New York production company Picture Farm and Australian writer/director Kess Broekman-Dattner have partnered with Kenya-based research and conservation organization Save the Elephants to launch a new short film to inspire a deeper, more personal connection to wildlife preservation and its impact on humankind. Save the Elephants is a nonprofit whose mission is to secure a future for elephants and to sustain the beauty and ecological integrity of the places they live; to promote man’s delight in their intelligence and the diversity of their world; and to develop a tolerant relationship between the two species.
The video, produced by global production and post production company Picture Farm, uncovers the heart of the beauty and grandeur of nature that Save the Elephants strives to maintain, painted against the backdrop of some of New York City’s most iconic locations.
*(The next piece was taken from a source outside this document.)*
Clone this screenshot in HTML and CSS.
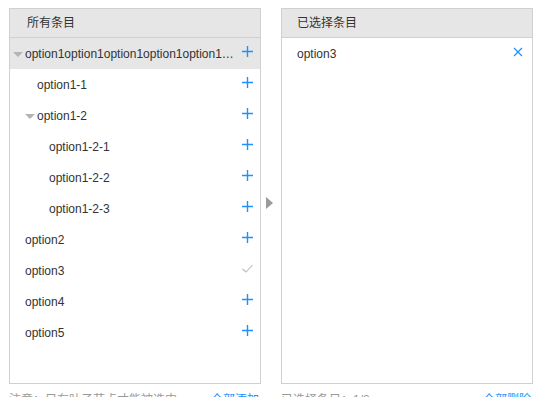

The juxtaposition of two Samburu warriors from the heart of the African bush in Northern Kenya in their native attire against the bustle and coldness of a concrete jungle, crafted by director Kess Broekman-Dattner, creates a peaceful portrait of natural beauty dropped into an urbanized, human-constructed environment. A cinematic score by Ryan Teague provides a graceful and tranquil undertone to the impactful film. The film captures the two Samburu warriors, Benjamin Loloju (pictured right) from Save The Elephants and Letoiye Serenoy from Elephant Watch Camp in Samburu National Reserve on their first ever voyage outside of Kenya. Both warriors grew up in Samburu surrounded by elephants and now use their expertise and knowledge to protect them.
When Melbourne-born Broekman-Dattner first came to New York, he was immediately struck by the lack of connection to nature amidst the dynamic energy and history of the city. With this film, he casts the Save the Elephants ambassadors as messengers of nature, bringing their serene spirits to the big city to reconnect those who have perhaps lost touch with natural world’s unparalleled grace and abundance.
“When I met with the individuals from Save the Elephants, I was struck by their gentle, gracious and loving sensibility and really wanted that to come through in the film,” notes Broekman-Dattner. “I hope that those who have been caught up in the human side of the city will be reminded of the importance of a true connection to nature.”
Save The Elephants’ CEO Frank Pope says, “Picture Farm and Kess have created a beautiful moving film that captures the complexity of the relationship between the natural world and the cities that most people live in. Life in the African bush could never prepare these warriors for NY but they embraced the city and hopefully passed on a a little of their spirit. We hope people around the world, New Yorkers in particular, will be moved by the film and embrace the natural world.”
The piece is created in hopes of reminding audiences, whether in urban or rural environments, to appreciate nature and help preserve and retain its ecological splendor.